-- BEGIN --
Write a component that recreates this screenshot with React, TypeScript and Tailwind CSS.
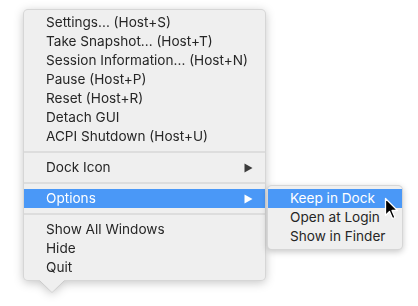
const topItems = [
  "Settings... (Host+S)",
  "Take Snapshot... (Host+T)",
  "Session Information... (Host+N)",
  "Pause (Host+P)",
  "Reset (Host+R)",
  "Detach GUI",
  "ACPI Shutdown (Host+U)",
];

const bottomItems = ["Show All Windows", "Hide", "Quit"];

const subItems = ["Keep in Dock", "Open at Login", "Show in Finder"];

function Arrow({ white }: { white?: boolean }) {
  return (
    <svg width="9" height="10" viewBox="0 0 9 10" className="mr-[12px]">
      <path d="M0.5 0.5 L8.5 5 L0.5 9.5 Z" fill={white ? "#ffffff" : "#3b3b3b"} />
    </svg>
  );
}

function Separator() {
  return (
    <div className="py-[5px]">
      <div className="h-[2px] bg-[#dddddd]" />
    </div>
  );
}

function Row({ label, active, arrow }: { label: string; active?: boolean; arrow?: boolean }) {
  return (
    <div
      className={
        active
          ? "flex h-[19px] items-center justify-between bg-[#4a98f7] pl-[22px] text-white"
          : "flex h-[19px] items-center justify-between pl-[22px] text-[#262626]"
      }
    >
      <span>{label}</span>
      {arrow && <Arrow white={active} />}
    </div>
  );
}

export default function App() {
  return (
    <div className="relative h-[306px] w-[418px] overflow-hidden bg-white text-[13.6px] leading-none font-['Inter','Liberation_Sans',sans-serif]">
      <div className="pl-[23px] pt-[9px]">
        <div className="relative w-[243px]">
          {/* main menu + tail */}
          <div className="relative drop-shadow-[0_2px_5px_rgba(0,0,0,0.22)]">
            <div className="rounded-[5px] border border-black/10 bg-[#efefef] py-[3px]">
              {topItems.map((t) => (
                <Row key={t} label={t} />
              ))}
              <Separator />
              <Row label="Dock Icon" arrow />
              <Separator />
              <Row label="Options" arrow active />
              <Separator />
              {bottomItems.map((t) => (
                <Row key={t} label={t} />
              ))}
            </div>
            <svg width="26" height="13" viewBox="0 0 26 13" className="absolute left-[16px] top-full -mt-[1px]">
              <path d="M0 0 L13 12.5 L26 0 Z" fill="#efefef" />
              <path d="M0.5 0.5 L13 12.5 L25.5 0.5" fill="none" stroke="rgba(0,0,0,0.1)" strokeWidth="1" />
            </svg>
          </div>

          {/* submenu */}
          <div className="absolute left-[244px] top-[176px] w-[136px] rounded-[5px] border border-black/10 bg-[#efefef] py-[3px] shadow-[0_2px_6px_rgba(0,0,0,0.22)]">
            {subItems.map((t, i) => (
              <Row key={t} label={t} active={i === 0} />
            ))}
          </div>
        </div>
      </div>

      {/* mouse pointer */}
      <svg width="16" height="24" viewBox="0 0 16 24" className="absolute left-[384px] top-[197px]">
        <path
          d="M1.5 1.5 L1.5 18.5 L5.5 14.5 L8.5 21.5 L11 20.5 L8 13.5 L13.5 13.5 Z"
          fill="#000000"
          stroke="#ffffff"
          strokeWidth="1.3"
          strokeLinejoin="round"
        />
      </svg>
    </div>
  );
}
-- END --
Without including any picture, repeat the data exactly.

### [WRITTEN ANSWER]
Write a component that recreates this screenshot with React, TypeScript and Tailwind CSS.
const topItems = [
  "Settings... (Host+S)",
  "Take Snapshot... (Host+T)",
  "Session Information... (Host+N)",
  "Pause (Host+P)",
  "Reset (Host+R)",
  "Detach GUI",
  "ACPI Shutdown (Host+U)",
];

const bottomItems = ["Show All Windows", "Hide", "Quit"];

const subItems = ["Keep in Dock", "Open at Login", "Show in Finder"];

function Arrow({ white }: { white?: boolean }) {
  return (
    <svg width="9" height="10" viewBox="0 0 9 10" className="mr-[12px]">
      <path d="M0.5 0.5 L8.5 5 L0.5 9.5 Z" fill={white ? "#ffffff" : "#3b3b3b"} />
    </svg>
  );
}

function Separator() {
  return (
    <div className="py-[5px]">
      <div className="h-[2px] bg-[#dddddd]" />
    </div>
  );
}

function Row({ label, active, arrow }: { label: string; active?: boolean; arrow?: boolean }) {
  return (
    <div
      className={
        active
          ? "flex h-[19px] items-center justify-between bg-[#4a98f7] pl-[22px] text-white"
          : "flex h-[19px] items-center justify-between pl-[22px] text-[#262626]"
      }
    >
      <span>{label}</span>
      {arrow && <Arrow white={active} />}
    </div>
  );
}

export default function App() {
  return (
    <div className="relative h-[306px] w-[418px] overflow-hidden bg-white text-[13.6px] leading-none font-['Inter','Liberation_Sans',sans-serif]">
      <div className="pl-[23px] pt-[9px]">
        <div className="relative w-[243px]">
          {/* main menu + tail */}
          <div className="relative drop-shadow-[0_2px_5px_rgba(0,0,0,0.22)]">
            <div className="rounded-[5px] border border-black/10 bg-[#efefef] py-[3px]">
              {topItems.map((t) => (
                <Row key={t} label={t} />
              ))}
              <Separator />
              <Row label="Dock Icon" arrow />
              <Separator />
              <Row label="Options" arrow active />
              <Separator />
              {bottomItems.map((t) => (
                <Row key={t} label={t} />
              ))}
            </div>
            <svg width="26" height="13" viewBox="0 0 26 13" className="absolute left-[16px] top-full -mt-[1px]">
              <path d="M0 0 L13 12.5 L26 0 Z" fill="#efefef" />
              <path d="M0.5 0.5 L13 12.5 L25.5 0.5" fill="none" stroke="rgba(0,0,0,0.1)" strokeWidth="1" />
            </svg>
          </div>

          {/* submenu */}
          <div className="absolute left-[244px] top-[176px] w-[136px] rounded-[5px] border border-black/10 bg-[#efefef] py-[3px] shadow-[0_2px_6px_rgba(0,0,0,0.22)]">
            {subItems.map((t, i) => (
              <Row key={t} label={t} active={i === 0} />
            ))}
          </div>
        </div>
      </div>

      {/* mouse pointer */}
      <svg width="16" height="24" viewBox="0 0 16 24" className="absolute left-[384px] top-[197px]">
        <path
          d="M1.5 1.5 L1.5 18.5 L5.5 14.5 L8.5 21.5 L11 20.5 L8 13.5 L13.5 13.5 Z"
          fill="#000000"
          stroke="#ffffff"
          strokeWidth="1.3"
          strokeLinejoin="round"
        />
      </svg>
    </div>
  );
}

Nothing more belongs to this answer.